+++ SOURCE MATERIAL +++

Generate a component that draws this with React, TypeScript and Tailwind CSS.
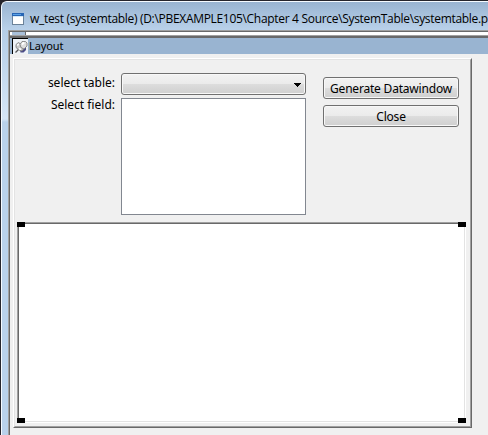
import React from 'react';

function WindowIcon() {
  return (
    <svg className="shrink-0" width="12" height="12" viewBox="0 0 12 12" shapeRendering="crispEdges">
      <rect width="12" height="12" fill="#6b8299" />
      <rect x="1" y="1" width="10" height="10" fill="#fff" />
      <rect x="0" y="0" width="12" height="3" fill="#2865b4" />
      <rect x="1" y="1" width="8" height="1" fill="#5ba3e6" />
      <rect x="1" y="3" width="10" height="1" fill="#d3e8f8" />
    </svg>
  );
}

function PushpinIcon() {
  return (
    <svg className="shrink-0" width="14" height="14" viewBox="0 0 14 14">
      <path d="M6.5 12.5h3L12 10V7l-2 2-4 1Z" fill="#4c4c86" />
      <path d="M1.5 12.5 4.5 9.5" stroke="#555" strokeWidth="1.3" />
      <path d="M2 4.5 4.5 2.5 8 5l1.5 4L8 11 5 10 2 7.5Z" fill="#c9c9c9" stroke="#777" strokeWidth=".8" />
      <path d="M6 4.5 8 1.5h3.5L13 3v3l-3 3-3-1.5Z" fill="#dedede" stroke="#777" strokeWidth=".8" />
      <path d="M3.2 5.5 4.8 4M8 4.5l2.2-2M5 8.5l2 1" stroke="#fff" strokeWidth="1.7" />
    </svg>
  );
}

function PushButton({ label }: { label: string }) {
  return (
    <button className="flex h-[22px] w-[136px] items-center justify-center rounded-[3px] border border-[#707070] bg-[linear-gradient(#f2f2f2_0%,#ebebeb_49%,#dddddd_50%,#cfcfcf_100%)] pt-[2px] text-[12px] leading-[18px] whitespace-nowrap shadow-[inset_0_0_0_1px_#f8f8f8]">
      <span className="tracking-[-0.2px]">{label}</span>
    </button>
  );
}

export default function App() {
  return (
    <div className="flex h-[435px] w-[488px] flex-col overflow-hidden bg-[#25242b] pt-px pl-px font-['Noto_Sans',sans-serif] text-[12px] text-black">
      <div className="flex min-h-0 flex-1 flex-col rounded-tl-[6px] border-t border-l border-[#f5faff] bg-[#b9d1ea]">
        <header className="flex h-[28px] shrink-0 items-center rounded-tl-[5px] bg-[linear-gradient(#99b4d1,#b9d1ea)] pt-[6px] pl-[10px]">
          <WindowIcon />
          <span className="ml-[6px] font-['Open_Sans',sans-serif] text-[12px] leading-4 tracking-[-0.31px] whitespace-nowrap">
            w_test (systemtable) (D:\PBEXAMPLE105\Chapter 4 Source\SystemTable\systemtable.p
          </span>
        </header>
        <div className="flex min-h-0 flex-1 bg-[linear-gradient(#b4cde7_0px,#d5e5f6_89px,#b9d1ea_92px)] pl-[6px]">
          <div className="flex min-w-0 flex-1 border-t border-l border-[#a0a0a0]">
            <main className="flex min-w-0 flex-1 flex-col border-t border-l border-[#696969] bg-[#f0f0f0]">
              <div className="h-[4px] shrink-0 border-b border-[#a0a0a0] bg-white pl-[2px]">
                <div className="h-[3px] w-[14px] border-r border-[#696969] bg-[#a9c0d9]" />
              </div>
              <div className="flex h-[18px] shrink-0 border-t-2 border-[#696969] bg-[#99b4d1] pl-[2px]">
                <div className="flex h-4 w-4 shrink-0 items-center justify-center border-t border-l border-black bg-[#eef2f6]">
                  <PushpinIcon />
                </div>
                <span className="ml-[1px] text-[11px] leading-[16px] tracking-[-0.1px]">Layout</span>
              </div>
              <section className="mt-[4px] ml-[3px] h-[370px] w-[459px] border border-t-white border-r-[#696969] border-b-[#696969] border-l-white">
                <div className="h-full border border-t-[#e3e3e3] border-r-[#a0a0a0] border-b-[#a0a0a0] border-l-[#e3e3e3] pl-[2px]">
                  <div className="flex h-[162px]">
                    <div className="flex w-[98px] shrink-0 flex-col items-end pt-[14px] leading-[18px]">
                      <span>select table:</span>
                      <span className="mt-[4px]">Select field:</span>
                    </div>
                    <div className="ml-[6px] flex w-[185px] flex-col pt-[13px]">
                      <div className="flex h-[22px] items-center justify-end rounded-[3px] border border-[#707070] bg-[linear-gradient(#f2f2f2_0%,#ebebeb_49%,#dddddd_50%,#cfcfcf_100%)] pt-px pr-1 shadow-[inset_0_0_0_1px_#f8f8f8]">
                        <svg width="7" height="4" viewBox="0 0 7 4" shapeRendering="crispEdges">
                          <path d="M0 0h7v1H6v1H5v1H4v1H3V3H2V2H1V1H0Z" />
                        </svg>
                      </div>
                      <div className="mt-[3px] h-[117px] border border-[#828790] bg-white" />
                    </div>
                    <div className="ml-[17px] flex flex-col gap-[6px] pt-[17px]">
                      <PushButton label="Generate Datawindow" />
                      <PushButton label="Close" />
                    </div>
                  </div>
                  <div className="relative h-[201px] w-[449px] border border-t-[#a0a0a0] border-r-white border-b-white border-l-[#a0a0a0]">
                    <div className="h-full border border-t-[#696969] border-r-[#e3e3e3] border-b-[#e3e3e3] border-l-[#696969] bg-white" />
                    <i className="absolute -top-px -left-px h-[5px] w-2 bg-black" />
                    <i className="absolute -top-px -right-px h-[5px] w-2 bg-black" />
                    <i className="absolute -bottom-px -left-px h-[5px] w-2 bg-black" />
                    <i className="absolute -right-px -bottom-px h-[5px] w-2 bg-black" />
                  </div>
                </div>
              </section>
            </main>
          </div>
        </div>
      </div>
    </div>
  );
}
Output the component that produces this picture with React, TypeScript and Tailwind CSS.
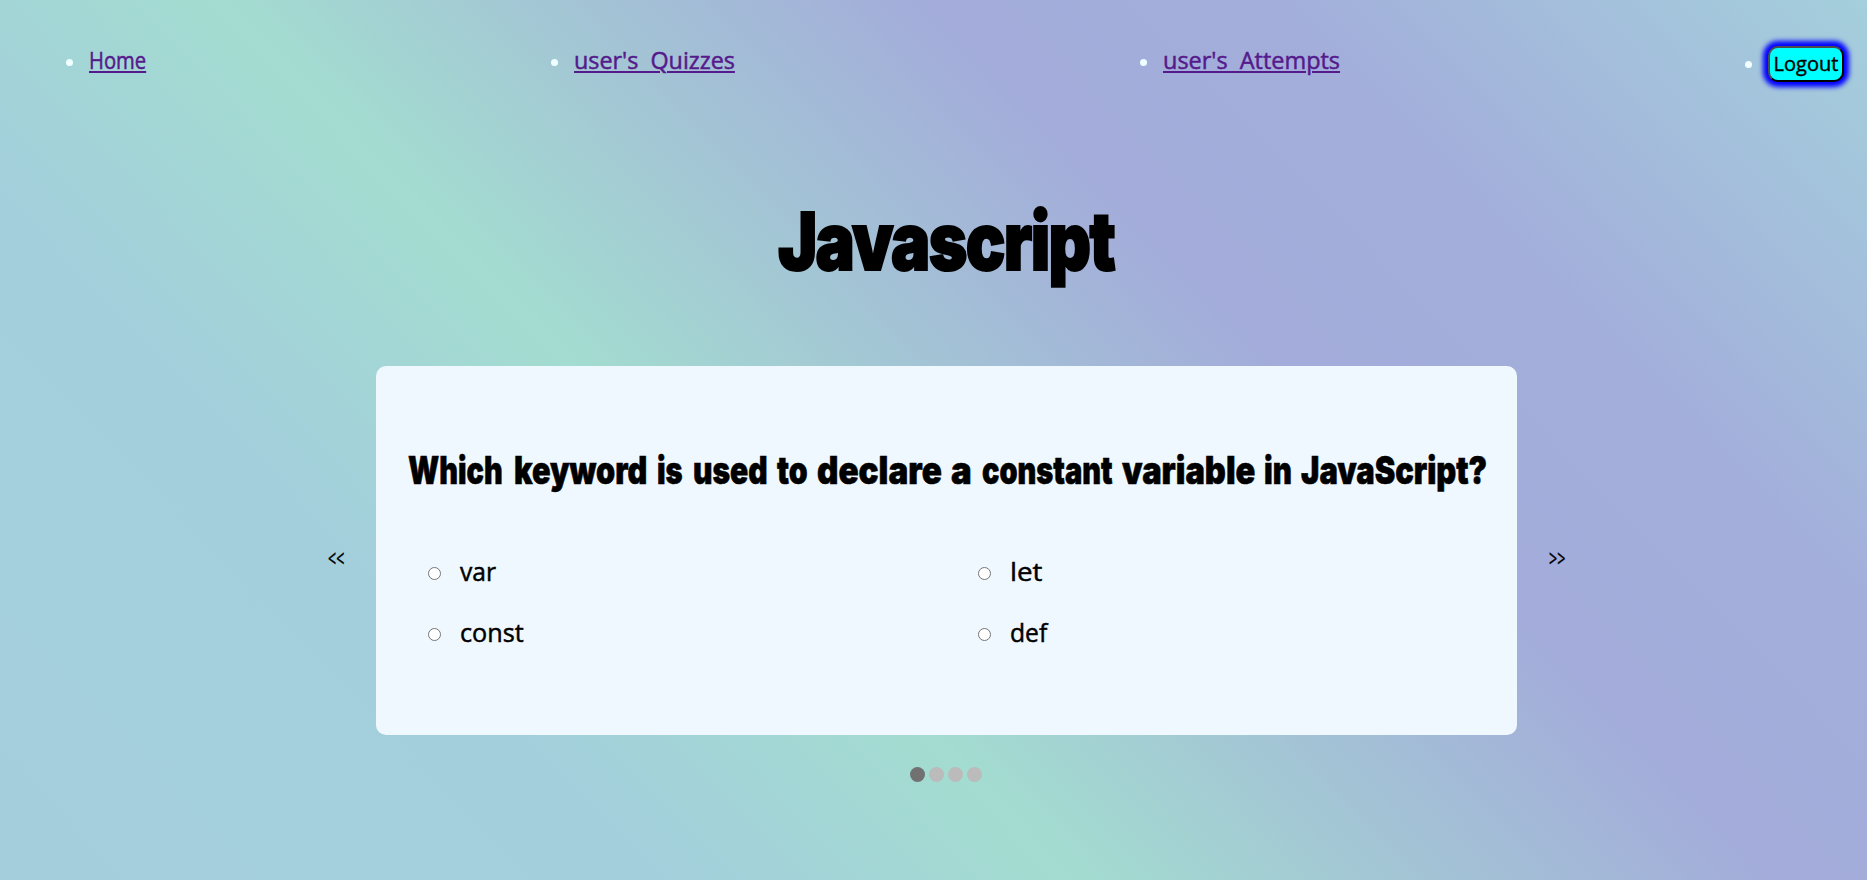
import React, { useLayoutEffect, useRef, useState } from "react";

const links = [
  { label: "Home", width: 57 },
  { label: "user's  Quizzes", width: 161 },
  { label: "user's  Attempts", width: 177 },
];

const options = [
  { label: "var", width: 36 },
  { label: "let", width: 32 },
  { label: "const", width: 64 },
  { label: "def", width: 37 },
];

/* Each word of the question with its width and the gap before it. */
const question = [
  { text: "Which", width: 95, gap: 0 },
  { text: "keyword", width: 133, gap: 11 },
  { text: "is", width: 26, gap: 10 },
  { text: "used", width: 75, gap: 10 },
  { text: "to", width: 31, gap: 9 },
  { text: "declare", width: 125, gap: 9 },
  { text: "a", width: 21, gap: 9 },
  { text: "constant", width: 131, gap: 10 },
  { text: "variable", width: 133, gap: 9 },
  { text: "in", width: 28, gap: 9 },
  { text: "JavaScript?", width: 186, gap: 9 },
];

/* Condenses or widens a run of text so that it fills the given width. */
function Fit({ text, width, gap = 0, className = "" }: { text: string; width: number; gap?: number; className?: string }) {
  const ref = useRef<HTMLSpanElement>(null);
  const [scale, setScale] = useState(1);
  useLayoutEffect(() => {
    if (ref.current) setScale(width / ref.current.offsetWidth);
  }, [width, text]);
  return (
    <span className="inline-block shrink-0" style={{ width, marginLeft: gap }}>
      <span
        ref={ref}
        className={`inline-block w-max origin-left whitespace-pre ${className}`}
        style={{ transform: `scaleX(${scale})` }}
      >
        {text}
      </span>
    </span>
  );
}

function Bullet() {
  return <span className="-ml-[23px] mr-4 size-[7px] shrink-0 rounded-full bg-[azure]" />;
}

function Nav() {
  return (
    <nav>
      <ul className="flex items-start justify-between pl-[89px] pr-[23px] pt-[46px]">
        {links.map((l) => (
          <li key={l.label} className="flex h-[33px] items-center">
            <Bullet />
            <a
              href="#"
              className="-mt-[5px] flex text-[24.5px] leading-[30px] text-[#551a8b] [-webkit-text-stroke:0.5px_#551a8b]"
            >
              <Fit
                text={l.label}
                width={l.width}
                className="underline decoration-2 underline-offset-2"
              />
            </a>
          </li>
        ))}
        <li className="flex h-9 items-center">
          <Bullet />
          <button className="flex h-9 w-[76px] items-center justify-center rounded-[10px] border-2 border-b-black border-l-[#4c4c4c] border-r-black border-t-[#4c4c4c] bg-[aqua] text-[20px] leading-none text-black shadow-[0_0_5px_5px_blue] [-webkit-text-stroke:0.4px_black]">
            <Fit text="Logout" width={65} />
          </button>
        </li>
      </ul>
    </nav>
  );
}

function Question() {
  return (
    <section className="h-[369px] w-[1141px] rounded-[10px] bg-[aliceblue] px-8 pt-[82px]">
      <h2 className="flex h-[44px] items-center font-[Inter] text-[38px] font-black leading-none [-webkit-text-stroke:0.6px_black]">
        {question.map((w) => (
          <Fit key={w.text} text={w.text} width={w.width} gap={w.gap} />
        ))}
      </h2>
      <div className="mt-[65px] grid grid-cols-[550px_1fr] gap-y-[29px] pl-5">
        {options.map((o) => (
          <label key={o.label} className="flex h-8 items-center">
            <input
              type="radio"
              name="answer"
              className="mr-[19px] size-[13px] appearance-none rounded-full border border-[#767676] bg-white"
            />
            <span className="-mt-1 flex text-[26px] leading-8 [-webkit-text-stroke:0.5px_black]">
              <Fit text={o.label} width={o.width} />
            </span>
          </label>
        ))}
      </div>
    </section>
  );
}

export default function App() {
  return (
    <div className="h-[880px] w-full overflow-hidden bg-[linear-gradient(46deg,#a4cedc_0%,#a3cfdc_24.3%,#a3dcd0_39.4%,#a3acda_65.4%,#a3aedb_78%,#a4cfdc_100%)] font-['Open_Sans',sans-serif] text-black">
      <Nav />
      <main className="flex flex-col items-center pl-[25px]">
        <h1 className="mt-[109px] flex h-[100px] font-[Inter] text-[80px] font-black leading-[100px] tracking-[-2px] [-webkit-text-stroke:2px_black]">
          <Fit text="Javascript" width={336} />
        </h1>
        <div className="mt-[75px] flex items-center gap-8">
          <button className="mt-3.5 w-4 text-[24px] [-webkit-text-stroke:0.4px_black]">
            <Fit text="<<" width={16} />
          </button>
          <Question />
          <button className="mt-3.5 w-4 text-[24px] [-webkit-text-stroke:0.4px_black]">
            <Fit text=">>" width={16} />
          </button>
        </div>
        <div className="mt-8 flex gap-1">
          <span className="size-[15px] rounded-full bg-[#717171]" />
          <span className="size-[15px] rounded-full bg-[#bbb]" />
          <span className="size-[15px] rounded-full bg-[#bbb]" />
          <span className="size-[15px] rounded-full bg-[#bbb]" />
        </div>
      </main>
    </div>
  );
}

+++

- _TASK TO COMPLETE_
Quote only what lies between the first line of the records and the line containing "import React from 'react';", please, including both lines and excluding images.

- _SOLVED EXERCISE_
Generate a component that draws this with React, TypeScript and Tailwind CSS.
import React from 'react';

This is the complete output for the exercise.